● **The exercise**
Retype all material exactly. Pictures stay out of the copy.

● **Collected data**

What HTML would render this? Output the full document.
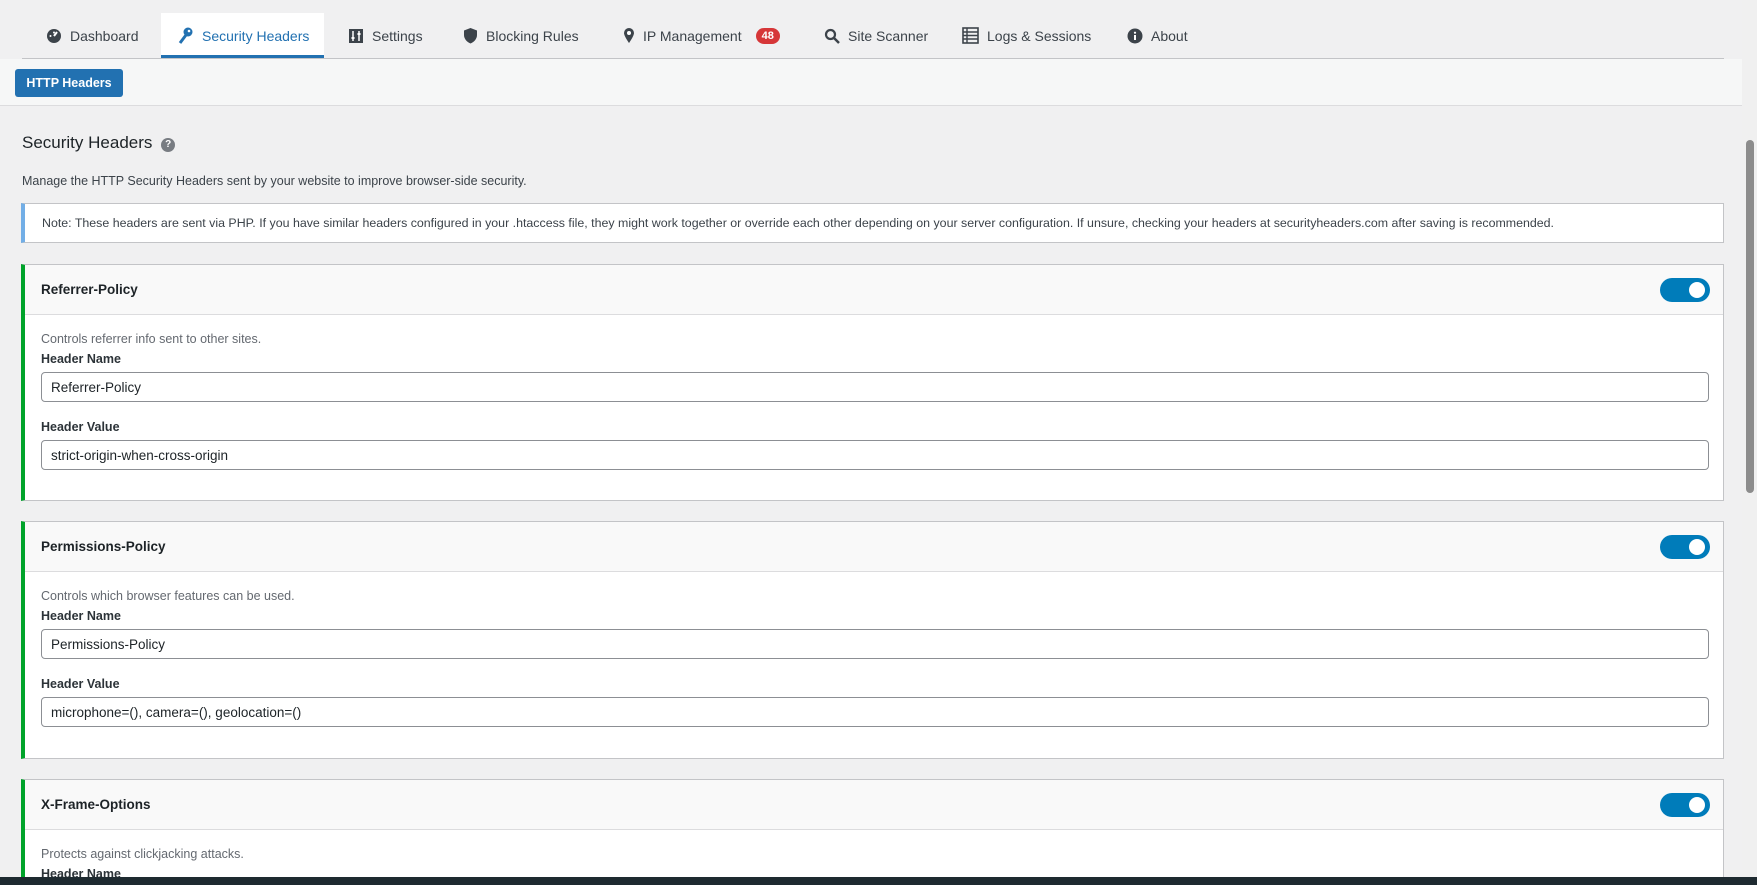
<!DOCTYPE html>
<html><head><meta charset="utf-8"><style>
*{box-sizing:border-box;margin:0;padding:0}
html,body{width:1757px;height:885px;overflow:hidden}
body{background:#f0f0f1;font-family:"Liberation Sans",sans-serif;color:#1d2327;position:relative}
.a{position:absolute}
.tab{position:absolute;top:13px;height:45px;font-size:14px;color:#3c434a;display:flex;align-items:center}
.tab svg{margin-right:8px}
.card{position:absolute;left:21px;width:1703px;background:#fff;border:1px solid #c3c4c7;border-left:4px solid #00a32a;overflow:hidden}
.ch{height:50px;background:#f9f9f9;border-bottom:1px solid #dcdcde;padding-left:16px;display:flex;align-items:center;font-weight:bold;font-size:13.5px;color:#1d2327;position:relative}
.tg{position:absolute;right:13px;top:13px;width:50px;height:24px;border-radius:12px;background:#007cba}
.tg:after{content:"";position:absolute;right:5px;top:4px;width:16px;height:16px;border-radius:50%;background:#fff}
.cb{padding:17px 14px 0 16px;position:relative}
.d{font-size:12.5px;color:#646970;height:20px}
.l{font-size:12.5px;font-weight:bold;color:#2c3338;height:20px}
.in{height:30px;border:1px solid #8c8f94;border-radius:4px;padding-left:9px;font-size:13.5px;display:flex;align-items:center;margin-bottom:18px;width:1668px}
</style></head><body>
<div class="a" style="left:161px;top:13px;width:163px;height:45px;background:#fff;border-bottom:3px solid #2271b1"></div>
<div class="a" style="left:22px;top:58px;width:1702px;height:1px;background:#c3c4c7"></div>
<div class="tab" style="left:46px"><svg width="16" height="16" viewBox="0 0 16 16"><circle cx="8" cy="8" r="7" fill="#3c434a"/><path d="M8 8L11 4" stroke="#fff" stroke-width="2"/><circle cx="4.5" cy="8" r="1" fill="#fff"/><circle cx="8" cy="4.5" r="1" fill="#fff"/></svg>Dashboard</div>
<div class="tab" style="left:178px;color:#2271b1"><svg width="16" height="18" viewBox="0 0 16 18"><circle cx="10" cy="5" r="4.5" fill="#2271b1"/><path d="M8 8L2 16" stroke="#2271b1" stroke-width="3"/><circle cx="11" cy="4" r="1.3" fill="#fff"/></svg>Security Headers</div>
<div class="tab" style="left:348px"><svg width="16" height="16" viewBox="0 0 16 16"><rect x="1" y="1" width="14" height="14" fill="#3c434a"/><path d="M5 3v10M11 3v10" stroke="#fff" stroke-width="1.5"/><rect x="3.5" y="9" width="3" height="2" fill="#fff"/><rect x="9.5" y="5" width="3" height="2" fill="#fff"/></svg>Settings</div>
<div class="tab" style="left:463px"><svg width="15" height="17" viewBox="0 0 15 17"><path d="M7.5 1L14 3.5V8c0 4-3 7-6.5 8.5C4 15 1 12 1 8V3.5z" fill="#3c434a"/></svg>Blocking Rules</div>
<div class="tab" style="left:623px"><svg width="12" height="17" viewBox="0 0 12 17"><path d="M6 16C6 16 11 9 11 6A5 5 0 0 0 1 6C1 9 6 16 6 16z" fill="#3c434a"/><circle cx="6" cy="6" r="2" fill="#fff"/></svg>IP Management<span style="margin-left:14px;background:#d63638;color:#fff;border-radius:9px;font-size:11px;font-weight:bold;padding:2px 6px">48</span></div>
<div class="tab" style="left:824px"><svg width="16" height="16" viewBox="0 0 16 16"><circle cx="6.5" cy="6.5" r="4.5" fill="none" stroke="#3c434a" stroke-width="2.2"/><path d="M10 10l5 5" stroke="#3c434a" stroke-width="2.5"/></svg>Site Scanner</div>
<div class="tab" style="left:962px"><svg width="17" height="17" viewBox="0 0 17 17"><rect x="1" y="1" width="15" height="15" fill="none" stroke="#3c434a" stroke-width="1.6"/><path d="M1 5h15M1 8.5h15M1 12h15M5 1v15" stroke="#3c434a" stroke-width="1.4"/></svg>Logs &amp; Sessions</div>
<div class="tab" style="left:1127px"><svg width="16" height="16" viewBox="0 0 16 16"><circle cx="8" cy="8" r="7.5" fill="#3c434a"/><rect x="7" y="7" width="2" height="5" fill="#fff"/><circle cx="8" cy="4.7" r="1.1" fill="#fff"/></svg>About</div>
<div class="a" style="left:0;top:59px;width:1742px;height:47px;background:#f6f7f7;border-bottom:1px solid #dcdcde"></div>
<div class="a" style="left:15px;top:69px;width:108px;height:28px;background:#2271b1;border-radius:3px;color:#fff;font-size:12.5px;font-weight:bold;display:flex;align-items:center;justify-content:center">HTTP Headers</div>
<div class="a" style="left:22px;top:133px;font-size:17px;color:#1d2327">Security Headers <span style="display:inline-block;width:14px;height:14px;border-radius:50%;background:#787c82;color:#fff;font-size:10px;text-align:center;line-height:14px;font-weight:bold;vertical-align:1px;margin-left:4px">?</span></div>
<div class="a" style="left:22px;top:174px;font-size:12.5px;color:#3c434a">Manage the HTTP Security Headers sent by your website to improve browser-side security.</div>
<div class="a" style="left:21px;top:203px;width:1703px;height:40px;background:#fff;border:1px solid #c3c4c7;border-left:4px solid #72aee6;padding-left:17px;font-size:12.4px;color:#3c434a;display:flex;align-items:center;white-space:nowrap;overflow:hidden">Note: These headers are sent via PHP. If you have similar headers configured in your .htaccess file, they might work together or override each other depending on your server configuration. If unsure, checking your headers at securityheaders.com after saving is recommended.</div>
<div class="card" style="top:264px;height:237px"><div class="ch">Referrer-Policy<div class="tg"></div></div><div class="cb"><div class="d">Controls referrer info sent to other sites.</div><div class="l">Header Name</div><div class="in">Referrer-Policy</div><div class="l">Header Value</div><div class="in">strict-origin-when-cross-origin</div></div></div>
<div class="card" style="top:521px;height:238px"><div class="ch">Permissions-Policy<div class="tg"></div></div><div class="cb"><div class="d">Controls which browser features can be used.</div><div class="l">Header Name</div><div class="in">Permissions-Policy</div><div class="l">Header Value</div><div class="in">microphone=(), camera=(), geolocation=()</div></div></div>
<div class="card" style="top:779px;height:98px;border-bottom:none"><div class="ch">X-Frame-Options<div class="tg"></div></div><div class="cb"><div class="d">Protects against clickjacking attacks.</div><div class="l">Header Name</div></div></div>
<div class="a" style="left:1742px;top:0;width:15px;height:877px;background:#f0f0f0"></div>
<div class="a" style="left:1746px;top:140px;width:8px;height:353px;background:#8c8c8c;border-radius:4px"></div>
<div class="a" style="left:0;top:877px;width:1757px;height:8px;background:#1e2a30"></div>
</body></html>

● **Expected output**
What HTML would render this? Output the full document.
<!DOCTYPE html>
<html><head><meta charset="utf-8"><style>
*{box-sizing:border-box;margin:0;padding:0}
html,body{width:1757px;height:885px;overflow:hidden}
body{background:#f0f0f1;font-family:"Liberation Sans",sans-serif;color:#1d2327;position:relative}
.a{position:absolute}
.tab{position:absolute;top:13px;height:45px;font-size:14px;color:#3c434a;display:flex;align-items:center}
.tab svg{margin-right:8px}
.card{position:absolute;left:21px;width:1703px;background:#fff;border:1px solid #c3c4c7;border-left:4px solid #00a32a;overflow:hidden}
.ch{height:50px;background:#f9f9f9;border-bottom:1px solid #dcdcde;padding-left:16px;display:flex;align-items:center;font-weight:bold;font-size:13.5px;color:#1d2327;position:relative}
.tg{position:absolute;right:13px;top:13px;width:50px;height:24px;border-radius:12px;background:#007cba}
.tg:after{content:"";position:absolute;right:5px;top:4px;width:16px;height:16px;border-radius:50%;background:#fff}
.cb{padding:17px 14px 0 16px;position:relative}
.d{font-size:12.5px;color:#646970;height:20px}
.l{font-size:12.5px;font-weight:bold;color:#2c3338;height:20px}
.in{height:30px;border:1px solid #8c8f94;border-radius:4px;padding-left:9px;font-size:13.5px;display:flex;align-items:center;margin-bottom:18px;width:1668px}
</style></head><body>
<div class="a" style="left:161px;top:13px;width:163px;height:45px;background:#fff;border-bottom:3px solid #2271b1"></div>
<div class="a" style="left:22px;top:58px;width:1702px;height:1px;background:#c3c4c7"></div>
<div class="tab" style="left:46px"><svg width="16" height="16" viewBox="0 0 16 16"><circle cx="8" cy="8" r="7" fill="#3c434a"/><path d="M8 8L11 4" stroke="#fff" stroke-width="2"/><circle cx="4.5" cy="8" r="1" fill="#fff"/><circle cx="8" cy="4.5" r="1" fill="#fff"/></svg>Dashboard</div>
<div class="tab" style="left:178px;color:#2271b1"><svg width="16" height="18" viewBox="0 0 16 18"><circle cx="10" cy="5" r="4.5" fill="#2271b1"/><path d="M8 8L2 16" stroke="#2271b1" stroke-width="3"/><circle cx="11" cy="4" r="1.3" fill="#fff"/></svg>Security Headers</div>
<div class="tab" style="left:348px"><svg width="16" height="16" viewBox="0 0 16 16"><rect x="1" y="1" width="14" height="14" fill="#3c434a"/><path d="M5 3v10M11 3v10" stroke="#fff" stroke-width="1.5"/><rect x="3.5" y="9" width="3" height="2" fill="#fff"/><rect x="9.5" y="5" width="3" height="2" fill="#fff"/></svg>Settings</div>
<div class="tab" style="left:463px"><svg width="15" height="17" viewBox="0 0 15 17"><path d="M7.5 1L14 3.5V8c0 4-3 7-6.5 8.5C4 15 1 12 1 8V3.5z" fill="#3c434a"/></svg>Blocking Rules</div>
<div class="tab" style="left:623px"><svg width="12" height="17" viewBox="0 0 12 17"><path d="M6 16C6 16 11 9 11 6A5 5 0 0 0 1 6C1 9 6 16 6 16z" fill="#3c434a"/><circle cx="6" cy="6" r="2" fill="#fff"/></svg>IP Management<span style="margin-left:14px;background:#d63638;color:#fff;border-radius:9px;font-size:11px;font-weight:bold;padding:2px 6px">48</span></div>
<div class="tab" style="left:824px"><svg width="16" height="16" viewBox="0 0 16 16"><circle cx="6.5" cy="6.5" r="4.5" fill="none" stroke="#3c434a" stroke-width="2.2"/><path d="M10 10l5 5" stroke="#3c434a" stroke-width="2.5"/></svg>Site Scanner</div>
<div class="tab" style="left:962px"><svg width="17" height="17" viewBox="0 0 17 17"><rect x="1" y="1" width="15" height="15" fill="none" stroke="#3c434a" stroke-width="1.6"/><path d="M1 5h15M1 8.5h15M1 12h15M5 1v15" stroke="#3c434a" stroke-width="1.4"/></svg>Logs &amp; Sessions</div>
<div class="tab" style="left:1127px"><svg width="16" height="16" viewBox="0 0 16 16"><circle cx="8" cy="8" r="7.5" fill="#3c434a"/><rect x="7" y="7" width="2" height="5" fill="#fff"/><circle cx="8" cy="4.7" r="1.1" fill="#fff"/></svg>About</div>
<div class="a" style="left:0;top:59px;width:1742px;height:47px;background:#f6f7f7;border-bottom:1px solid #dcdcde"></div>
<div class="a" style="left:15px;top:69px;width:108px;height:28px;background:#2271b1;border-radius:3px;color:#fff;font-size:12.5px;font-weight:bold;display:flex;align-items:center;justify-content:center">HTTP Headers</div>
<div class="a" style="left:22px;top:133px;font-size:17px;color:#1d2327">Security Headers <span style="display:inline-block;width:14px;height:14px;border-radius:50%;background:#787c82;color:#fff;font-size:10px;text-align:center;line-height:14px;font-weight:bold;vertical-align:1px;margin-left:4px">?</span></div>
<div class="a" style="left:22px;top:174px;font-size:12.5px;color:#3c434a">Manage the HTTP Security Headers sent by your website to improve browser-side security.</div>
<div class="a" style="left:21px;top:203px;width:1703px;height:40px;background:#fff;border:1px solid #c3c4c7;border-left:4px solid #72aee6;padding-left:17px;font-size:12.4px;color:#3c434a;display:flex;align-items:center;white-space:nowrap;overflow:hidden">Note: These headers are sent via PHP. If you have similar headers configured in your .htaccess file, they might work together or override each other depending on your server configuration. If unsure, checking your headers at securityheaders.com after saving is recommended.</div>
<div class="card" style="top:264px;height:237px"><div class="ch">Referrer-Policy<div class="tg"></div></div><div class="cb"><div class="d">Controls referrer info sent to other sites.</div><div class="l">Header Name</div><div class="in">Referrer-Policy</div><div class="l">Header Value</div><div class="in">strict-origin-when-cross-origin</div></div></div>
<div class="card" style="top:521px;height:238px"><div class="ch">Permissions-Policy<div class="tg"></div></div><div class="cb"><div class="d">Controls which browser features can be used.</div><div class="l">Header Name</div><div class="in">Permissions-Policy</div><div class="l">Header Value</div><div class="in">microphone=(), camera=(), geolocation=()</div></div></div>
<div class="card" style="top:779px;height:98px;border-bottom:none"><div class="ch">X-Frame-Options<div class="tg"></div></div><div class="cb"><div class="d">Protects against clickjacking attacks.</div><div class="l">Header Name</div></div></div>
<div class="a" style="left:1742px;top:0;width:15px;height:877px;background:#f0f0f0"></div>
<div class="a" style="left:1746px;top:140px;width:8px;height:353px;background:#8c8c8c;border-radius:4px"></div>
<div class="a" style="left:0;top:877px;width:1757px;height:8px;background:#1e2a30"></div>
</body></html>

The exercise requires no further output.